Egyptian teachers have joined other workers, including doctors and transport workers in strikes and protests to demand better conditions and pay and proper funding for public services.

Striking in Egypt has become a dangerous business, despite the freeing up of unions as a result of the 2011 revolution. First the Morsi administration oppressed strikers, and after that was overthrown by more mass demonstrations, the new army-led administration is equally repressive - jailing and terrorising anyone who campaigns for democratic change, in particular trade unionists. Last week, the doors of an administration building occupied by bus workers were chained up by security forces, cutting off food and medical supplies. 

Hundreds of people, including children were arrested during demonstrations in January to commemorate the third anniversary of the 2011 revolution. Prisoners have reported torture and appalling conditions in the jails. 

The doctors are taking part in the latest of a series of strikes demanding better conditions in the notoriously underfunded hospitals, and improved pay.
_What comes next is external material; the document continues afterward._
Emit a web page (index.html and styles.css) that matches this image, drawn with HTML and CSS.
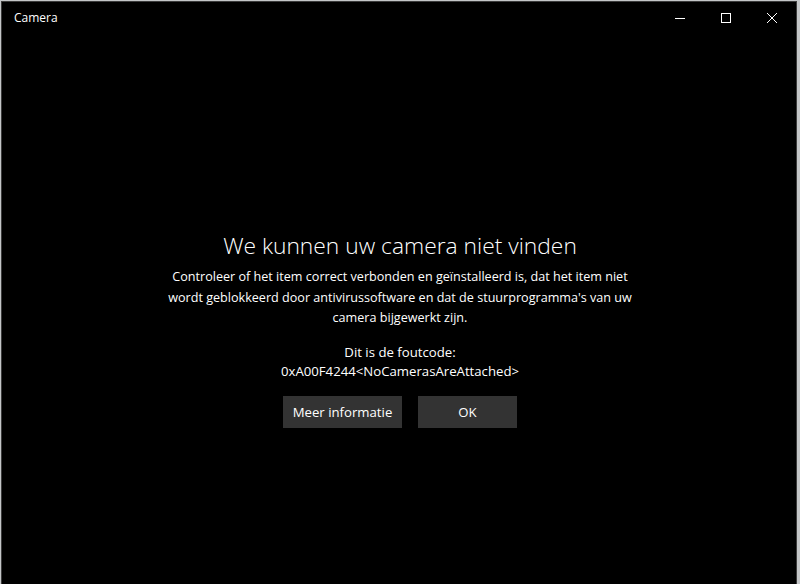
FILE: index.html
```html
<!DOCTYPE html>
<html>
<head>
<meta charset="utf-8">
<link rel="stylesheet" href="styles.css">
</head>
<body>
<div class="window">
  <div class="titlebar">
    <span class="app-title">Camera</span>
    <div class="controls">
      <div class="ctl"><svg width="10" height="10" viewBox="0 0 10 10"><path d="M0 5.5H10" stroke="#fff" stroke-width="1"/></svg></div>
      <div class="ctl"><svg width="10" height="10" viewBox="0 0 10 10"><rect x="0.5" y="0.5" width="9" height="9" fill="none" stroke="#fff" stroke-width="1"/></svg></div>
      <div class="ctl"><svg width="10" height="10" viewBox="0 0 10 10"><path d="M0 0L10 10M10 0L0 10" stroke="#fff" stroke-width="1"/></svg></div>
    </div>
  </div>
  <div class="content">
    <h1 class="heading">We kunnen uw camera niet vinden</h1>
    <p class="message">Controleer of het item correct verbonden en geïnstalleerd is, dat het item niet<br>wordt geblokkeerd door antivirussoftware en dat de stuurprogramma's van uw<br>camera bijgewerkt zijn.</p>
    <p class="code">Dit is de foutcode:<br>0xA00F4244&lt;NoCamerasAreAttached&gt;</p>
    <div class="buttons">
      <div class="btn btn-more">Meer informatie</div>
      <div class="btn btn-ok">OK</div>
    </div>
  </div>
</div>
</body>
</html>
```
FILE: styles.css
```css
html, body {
  margin: 0;
  padding: 0;
  height: 584px;
  overflow: hidden;
}
body {
  background: #c4c6c8;
  font-family: "Open Sans", "Noto Sans", sans-serif;
  color: #fff;
}
.window {
  margin-left: 1px;
  margin-top: 1px;
  width: 794px;
  height: 583px;
  background: #000;
  border: 1px solid #3c3c3c;
  border-bottom: none;
  display: flex;
  flex-direction: column;
}
.titlebar {
  height: 31px;
  display: flex;
  align-items: center;
  justify-content: space-between;
  flex-shrink: 0;
}
.app-title {
  font-size: 12px;
  margin-left: 12px;
  color: #fff;
}
.controls {
  display: flex;
  align-self: stretch;
  margin-right: 1px;
}
.ctl {
  width: 46px;
  display: flex;
  align-items: center;
  justify-content: center;
}
.content {
  display: flex;
  flex-direction: column;
  align-items: center;
  padding-top: 198px;
  padding-left: 2px;
}
.heading {
  margin: 0;
  font-weight: 300;
  font-size: 22.8px;
  line-height: 30px;
  text-align: center;
}
.message {
  margin: 6px 0 0 0;
  font-size: 12.6px;
  line-height: 20.5px;
  text-align: center;
}
.code {
  margin: 14px 0 0 0;
  font-size: 13.2px;
  line-height: 19px;
  text-align: center;
}
.buttons {
  display: flex;
  gap: 16px;
  margin-top: 15px;
}
.btn {
  height: 32px;
  background: #333333;
  display: flex;
  align-items: center;
  justify-content: center;
  font-size: 13.2px;
}
.btn-more { width: 119px; }
.btn-ok { width: 99px; }
```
Teachers similarly are asking for improved pay and conditions and a recognition of their professional status. Thousands of teachers are on temporary contracts and all are on low pay. Some are paid nothing at all on the basis that they will be able to make money through taking pupils for private tuition after school. Class sizes are also unmanageably large. Little has changed despite the fact that teachers, students, doctors and other public service workers were in the forefront of the revolution which overthrew the Mubarak dictatorship.